> **Required work**
Omit all images, then return the remaining material exactly as it stands.

## begin

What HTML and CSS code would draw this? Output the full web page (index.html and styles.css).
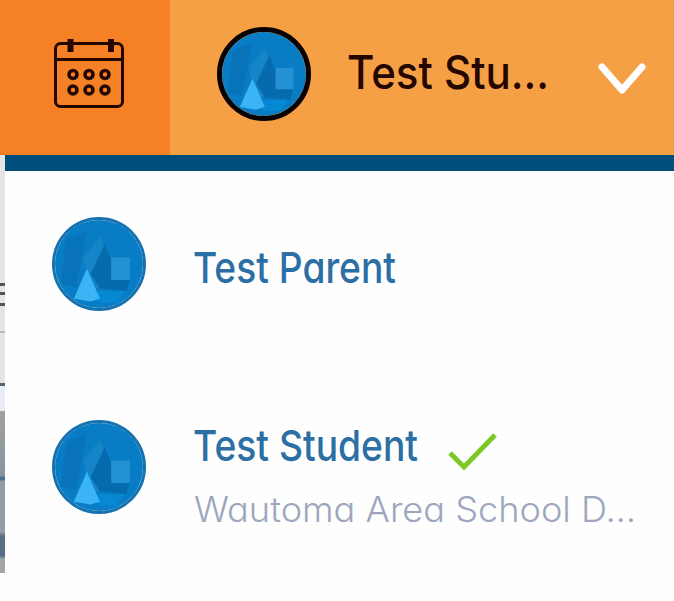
FILE: index.html
```html
<!DOCTYPE html>
<html lang="en">
<head>
    <meta charset="UTF-8">
    <meta name="viewport" content="width=device-width, initial-scale=1.0">
    <title>Test Student</title>
    <link rel="stylesheet" href="styles.css">
</head>
<body>
    <svg class="defs" width="0" height="0">
        <symbol id="avatar" viewBox="0 0 94 94">
            <clipPath id="round"><circle cx="47" cy="47" r="47"/></clipPath>
            <g clip-path="url(#round)">
                <rect width="94" height="94" fill="#087cc4"/>
                <path d="M12 20 L34 12 L22 72 L6 68 Z" fill="#0873b8"/>
                <path d="M48 18 L60 44 L58 68 L42 74 L34 56 L30 40 Z" fill="#1585c8"/>
                <path d="M53 26 L61 45 V64 H80 L76 76 L48 73 L38 58 Z" fill="#066bac"/>
                <path d="M60 40 H80 V64 H60 Z" fill="#2491d5"/>
                <path d="M45 76 L74 76 L66 88 H46 Z" fill="#0788d3"/>
                <path d="M34 52 L48 84 L38 87 L20 84 Z" fill="#3ab4f5"/>
            </g>
        </symbol>
    </svg>

    <div class="header">
        <div class="calendar">
            <svg width="70" height="72" viewBox="0 0 70 72" fill="none" stroke="#240800" stroke-width="3">
                <rect x="1.5" y="6.5" width="67" height="63" rx="5"/>
                <path d="M2 22.500H68"/>
                <path d="M16.500 2V15M57 2V15" stroke-width="6"/>
                <g stroke-width="3.500">
                    <circle cx="19" cy="37.500" r="4"/>
                    <circle cx="35" cy="37.500" r="4"/>
                    <circle cx="51" cy="37.500" r="4"/>
                    <circle cx="19" cy="53" r="4"/>
                    <circle cx="35" cy="53" r="4"/>
                    <circle cx="51" cy="53" r="4"/>
                </g>
            </svg>
        </div>
        <div class="account">
            <svg class="avatar current"><use href="#avatar"/></svg>
            <svg class="label" width="210" height="70"><text x="0" y="45" textLength="202" lengthAdjust="spacingAndGlyphs">Test Stu...</text></svg>
            <svg class="chevron" width="50" height="36" viewBox="0 0 50 36" fill="none" stroke="#fff" stroke-width="7" stroke-linecap="round" stroke-linejoin="round"><path d="M5 6L25 29L45 6"/></svg>
        </div>
    </div>

    <div class="main">
        <div class="page-edge">
            <div class="edge-text"></div>
            <div class="edge-line"></div>
            <div class="edge-photo"></div>
        </div>
        <div class="menu">
            <div class="user">
                <svg class="avatar"><use href="#avatar"/></svg>
                <svg class="name" width="240" height="70"><text x="0" y="45" textLength="203" lengthAdjust="spacingAndGlyphs">Test Parent</text></svg>
            </div>
            <div class="user student">
                <svg class="avatar"><use href="#avatar"/></svg>
                <div class="details">
                    <div class="row">
                        <svg class="name" width="250" height="70"><text x="0" y="45" textLength="225" lengthAdjust="spacingAndGlyphs">Test Student</text></svg>
                        <svg class="check" width="50" height="40" viewBox="0 0 50 40" fill="none" stroke="#7bc926" stroke-width="5"><path d="M2 20L16 34L47 2"/></svg>
                    </div>
                    <svg class="school" width="460" height="50"><text x="0" y="32" textLength="442" lengthAdjust="spacingAndGlyphs">Wautoma Area School D...</text></svg>
                </div>
            </div>
        </div>
    </div>
</body>
</html>
```
FILE: styles.css
```css
body {
    margin: 0;
    background-color: #fefefe;
    font-family: Inter, "Noto Sans", sans-serif;
    font-feature-settings: "cv11", "ss03";
    overflow: hidden;
}
svg {
    display: block;
    flex: none;
    overflow: visible;
}
.defs {
    position: absolute;
}
.header {
    display: flex;
    height: 155px;
    background-color: #f58026;
}
.calendar {
    width: 170px;
    padding: 37px 0 0 54px;
    box-sizing: border-box;
}
.account {
    flex: 1;
    display: flex;
    align-items: flex-start;
    padding-left: 47px;
    background-color: #f6a046;
}
.avatar {
    width: 94px;
    height: 94px;
    border-radius: 50%;
    box-sizing: border-box;
    border: 3px solid #1772b0;
}
.avatar.current {
    margin-top: 27px;
    border: 5px solid #080302;
}
.label {
    margin: 44px 0 0 36px;
    font-size: 46px;
    font-weight: 500;
    fill: #240700;
}
.chevron {
    margin: 61px 0 0 40px;
}
.main {
    display: flex;
}
.page-edge {
    width: 5px;
    height: 418px;
    background-color: #e5e5e6;
}
.edge-text {
    height: 24px;
    margin-top: 128px;
    background: linear-gradient(#555 3px, transparent 3px 9px, #555 9px 12px, transparent 12px 20px, #555 20px 23px, transparent 23px);
}
.edge-line {
    height: 104px;
    background: linear-gradient(transparent 24px, #b9b9c0 24px 26px, transparent 26px 76px, #536477 76px 79px, #e8edf5 79px);
}
.edge-photo {
    height: 162px;
    background: linear-gradient(#a0a29f, #89949e 65px, #526f92 66px 69px, #929da5 70px 121px, #586e85 125px 145px, #a1a6a9 148px);
}
.menu {
    flex: 1;
    height: 430px;
    border-top: 16px solid #004e7b;
    background-color: #fefefe;
}
.user {
    display: flex;
    align-items: flex-start;
    padding: 46px 0 0 47px;
    height: 157px;
}
.user .name {
    margin: 21px 0 0 47px;
    font-size: 43px;
    font-weight: 500;
    fill: #2c6fa5;
}
.student {
    height: 200px;
}
.student .row .name {
    margin-top: -4px;
}
.row {
    display: flex;
    height: 70px;
}
.check {
    margin: 13px 0 0 5px;
}
.school {
    margin-left: 48px;
    font-size: 35px;
    font-weight: 300;
    fill: #9ca7bd;
}
```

## end

> **Exercise answer**
What HTML and CSS code would draw this? Output the full web page (index.html and styles.css).
FILE: index.html
```html
<!DOCTYPE html>
<html lang="en">
<head>
    <meta charset="UTF-8">
    <meta name="viewport" content="width=device-width, initial-scale=1.0">
    <title>Test Student</title>
    <link rel="stylesheet" href="styles.css">
</head>
<body>
    <svg class="defs" width="0" height="0">
        <symbol id="avatar" viewBox="0 0 94 94">
            <clipPath id="round"><circle cx="47" cy="47" r="47"/></clipPath>
            <g clip-path="url(#round)">
                <rect width="94" height="94" fill="#087cc4"/>
                <path d="M12 20 L34 12 L22 72 L6 68 Z" fill="#0873b8"/>
                <path d="M48 18 L60 44 L58 68 L42 74 L34 56 L30 40 Z" fill="#1585c8"/>
                <path d="M53 26 L61 45 V64 H80 L76 76 L48 73 L38 58 Z" fill="#066bac"/>
                <path d="M60 40 H80 V64 H60 Z" fill="#2491d5"/>
                <path d="M45 76 L74 76 L66 88 H46 Z" fill="#0788d3"/>
                <path d="M34 52 L48 84 L38 87 L20 84 Z" fill="#3ab4f5"/>
            </g>
        </symbol>
    </svg>

    <div class="header">
        <div class="calendar">
            <svg width="70" height="72" viewBox="0 0 70 72" fill="none" stroke="#240800" stroke-width="3">
                <rect x="1.5" y="6.5" width="67" height="63" rx="5"/>
                <path d="M2 22.500H68"/>
                <path d="M16.500 2V15M57 2V15" stroke-width="6"/>
                <g stroke-width="3.500">
                    <circle cx="19" cy="37.500" r="4"/>
                    <circle cx="35" cy="37.500" r="4"/>
                    <circle cx="51" cy="37.500" r="4"/>
                    <circle cx="19" cy="53" r="4"/>
                    <circle cx="35" cy="53" r="4"/>
                    <circle cx="51" cy="53" r="4"/>
                </g>
            </svg>
        </div>
        <div class="account">
            <svg class="avatar current"><use href="#avatar"/></svg>
            <svg class="label" width="210" height="70"><text x="0" y="45" textLength="202" lengthAdjust="spacingAndGlyphs">Test Stu...</text></svg>
            <svg class="chevron" width="50" height="36" viewBox="0 0 50 36" fill="none" stroke="#fff" stroke-width="7" stroke-linecap="round" stroke-linejoin="round"><path d="M5 6L25 29L45 6"/></svg>
        </div>
    </div>

    <div class="main">
        <div class="page-edge">
            <div class="edge-text"></div>
            <div class="edge-line"></div>
            <div class="edge-photo"></div>
        </div>
        <div class="menu">
            <div class="user">
                <svg class="avatar"><use href="#avatar"/></svg>
                <svg class="name" width="240" height="70"><text x="0" y="45" textLength="203" lengthAdjust="spacingAndGlyphs">Test Parent</text></svg>
            </div>
            <div class="user student">
                <svg class="avatar"><use href="#avatar"/></svg>
                <div class="details">
                    <div class="row">
                        <svg class="name" width="250" height="70"><text x="0" y="45" textLength="225" lengthAdjust="spacingAndGlyphs">Test Student</text></svg>
                        <svg class="check" width="50" height="40" viewBox="0 0 50 40" fill="none" stroke="#7bc926" stroke-width="5"><path d="M2 20L16 34L47 2"/></svg>
                    </div>
                    <svg class="school" width="460" height="50"><text x="0" y="32" textLength="442" lengthAdjust="spacingAndGlyphs">Wautoma Area School D...</text></svg>
                </div>
            </div>
        </div>
    </div>
</body>
</html>
```
FILE: styles.css
```css
body {
    margin: 0;
    background-color: #fefefe;
    font-family: Inter, "Noto Sans", sans-serif;
    font-feature-settings: "cv11", "ss03";
    overflow: hidden;
}
svg {
    display: block;
    flex: none;
    overflow: visible;
}
.defs {
    position: absolute;
}
.header {
    display: flex;
    height: 155px;
    background-color: #f58026;
}
.calendar {
    width: 170px;
    padding: 37px 0 0 54px;
    box-sizing: border-box;
}
.account {
    flex: 1;
    display: flex;
    align-items: flex-start;
    padding-left: 47px;
    background-color: #f6a046;
}
.avatar {
    width: 94px;
    height: 94px;
    border-radius: 50%;
    box-sizing: border-box;
    border: 3px solid #1772b0;
}
.avatar.current {
    margin-top: 27px;
    border: 5px solid #080302;
}
.label {
    margin: 44px 0 0 36px;
    font-size: 46px;
    font-weight: 500;
    fill: #240700;
}
.chevron {
    margin: 61px 0 0 40px;
}
.main {
    display: flex;
}
.page-edge {
    width: 5px;
    height: 418px;
    background-color: #e5e5e6;
}
.edge-text {
    height: 24px;
    margin-top: 128px;
    background: linear-gradient(#555 3px, transparent 3px 9px, #555 9px 12px, transparent 12px 20px, #555 20px 23px, transparent 23px);
}
.edge-line {
    height: 104px;
    background: linear-gradient(transparent 24px, #b9b9c0 24px 26px, transparent 26px 76px, #536477 76px 79px, #e8edf5 79px);
}
.edge-photo {
    height: 162px;
    background: linear-gradient(#a0a29f, #89949e 65px, #526f92 66px 69px, #929da5 70px 121px, #586e85 125px 145px, #a1a6a9 148px);
}
.menu {
    flex: 1;
    height: 430px;
    border-top: 16px solid #004e7b;
    background-color: #fefefe;
}
.user {
    display: flex;
    align-items: flex-start;
    padding: 46px 0 0 47px;
    height: 157px;
}
.user .name {
    margin: 21px 0 0 47px;
    font-size: 43px;
    font-weight: 500;
    fill: #2c6fa5;
}
.student {
    height: 200px;
}
.student .row .name {
    margin-top: -4px;
}
.row {
    display: flex;
    height: 70px;
}
.check {
    margin: 13px 0 0 5px;
}
.school {
    margin-left: 48px;
    font-size: 35px;
    font-weight: 300;
    fill: #9ca7bd;
}
```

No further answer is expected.